_Your instructions_: Where a line holds the word "React", copy that line.

● ● ● ● ●

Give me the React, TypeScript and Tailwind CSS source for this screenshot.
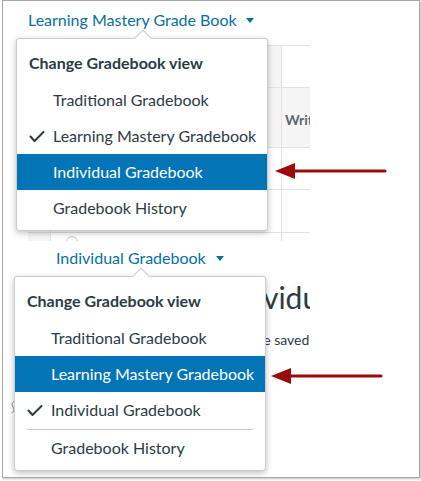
import React from 'react'

type Item = { label: string; checked?: boolean; active?: boolean; dividerBefore?: boolean }

const FIRST_MENU: Item[] = [
  { label: 'Traditional Gradebook' },
  { label: 'Learning Mastery Gradebook', checked: true },
  { label: 'Individual Gradebook', active: true },
  { label: 'Gradebook History' },
]

const SECOND_MENU: Item[] = [
  { label: 'Traditional Gradebook' },
  { label: 'Learning Mastery Gradebook', active: true },
  { label: 'Individual Gradebook', checked: true },
  { label: 'Gradebook History', dividerBefore: true },
]

const Caret = () => (
  <svg width="8" height="5" viewBox="0 0 8 5" className="inline-block">
    <path d="M0 0h8L4 5z" fill="#0770a3" />
  </svg>
)

const CheckMark = () => (
  <svg width="16" height="12" viewBox="0 0 16 12" className="absolute left-[12px] top-[13px]">
    <path d="M1.5 5.5 5.5 10 14.5 1" fill="none" stroke="#2d3b45" strokeWidth="2" strokeLinecap="round" strokeLinejoin="round" />
  </svg>
)

const Arrow = ({ className }: { className: string }) => (
  <svg width="112" height="18" viewBox="0 0 112 18" className={className}>
    <path d="M18 9h92" stroke="#9b0b0b" strokeWidth="3" strokeLinecap="round" />
    <path d="M0 9 20 1v16z" fill="#9b0b0b" />
  </svg>
)

function ViewMenu({ items, className }: { items: Item[]; className: string }) {
  return (
    <div
      className={`absolute w-[252px] bg-white border border-[#c7cdd1] rounded-[3px] shadow-[0_2px_6px_rgba(0,0,0,0.25)] pt-[5px] pb-[4px] ${className}`}
    >
      {/* little pointer up to the trigger */}
      <div className="absolute -top-[7px] left-[120px] w-3 h-3 rotate-45 bg-white border-t border-l border-[#c7cdd1]" />
      <div className="h-[38px] leading-[38px] pl-[12px] text-[16px] font-bold text-[#2d3b45]">Change Gradebook view</div>
      {items.map((it) => (
        <React.Fragment key={it.label}>
          {it.dividerBefore && <div className="h-px mt-px mx-[12px] bg-[#c7cdd1]" />}
          <div
            className={`relative h-9 leading-9 pl-[36px] text-[16px] ${
              it.active ? 'bg-[#0374b5] text-white' : 'text-[#2d3b45]'
            }`}
          >
            {it.checked && <CheckMark />}
            {it.label}
          </div>
        </React.Fragment>
      ))}
    </div>
  )
}

export default function App() {
  return (
    <div className="w-[421px] h-[481px] bg-white font-['Lato','Liberation_Sans',sans-serif]">
      <div className="relative ml-[2px] w-[418px] h-[478px] border border-[#a8a8a8] shadow-[1px_1px_2px_rgba(0,0,0,0.25)] overflow-hidden">
        {/* learning mastery screen */}
        <section className="relative h-[240px]">
          <div className="pt-[7px] pl-[25px] h-[31px] leading-6 text-[16px] text-[#0770a3] flex items-center gap-[9px]">
            <span className="leading-6">Learning Mastery Grade Book</span>
            <Caret />
          </div>
          <div className="mt-[13px] ml-[25px] w-[282px] grid grid-cols-[22px_230px_28px] grid-rows-[41px_59px_41px_42px_12px] gap-px bg-[#dfe3e6] pt-px">
            <div className="bg-[#f5f5f5]" />
            <div className="bg-[#f5f5f5]" />
            <div className="bg-white" />
            <div className="bg-[#f5f5f5]" />
            <div className="bg-[#f5f5f5]" />
            <div className="bg-[#f5f5f5] pl-[3px] pt-[21px] text-[14px] font-bold text-[#5b6770] overflow-hidden whitespace-nowrap">Writing</div>
            <div className="bg-white" />
            <div className="bg-white" />
            <div className="bg-white" />
            <div className="bg-white" />
            <div className="bg-white" />
            <div className="bg-white" />
            <div className="bg-[#f5f5f5]" />
            <div className="bg-white pl-[15px] pt-[3px]">
              <div className="w-3 h-3 rounded-full border border-[#c7cdd1]" />
            </div>
            <div className="bg-white" />
          </div>
          <ViewMenu items={FIRST_MENU} className="left-[13px] top-[37px]" />
          <Arrow className="absolute left-[272px] top-[161px]" />
        </section>

        {/* individual gradebook screen */}
        <section className="relative h-[236px] bg-white">
          <div className="pt-[5px] pl-[53px] h-[29px] text-[16px] text-[#0770a3] flex items-center gap-[10px]">
            <span className="leading-6">Individual Gradebook</span>
            <Caret />
          </div>
          <div className="w-[307px] overflow-hidden whitespace-nowrap text-[#2d3b45]">
            <h1 className="mt-[9px] pl-[211px] text-[30px] leading-9 font-normal">Individual Gradebook</h1>
            <p className="mt-[15px] pl-[172px] text-[14px] leading-5">Changes will be saved automatically</p>
            <div className="mt-[50px] pl-[7px] h-[16px]">
              <svg width="6" height="14" viewBox="0 0 6 14">
                <path d="M4.5 1C2 2 1.5 4.5 3 7s1 5-1.5 6" fill="none" stroke="#8a8f94" strokeWidth="1" />
              </svg>
            </div>
          </div>
          <ViewMenu items={SECOND_MENU} className="left-[11px] top-[35px]" />
          <Arrow className="absolute left-[268px] top-[126px]" />
        </section>
      </div>
    </div>
  )
}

● ● ● ● ●

_Solution for this problem_:
Give me the React, TypeScript and Tailwind CSS source for this screenshot.
import React from 'react'
        <React.Fragment key={it.label}>
        </React.Fragment>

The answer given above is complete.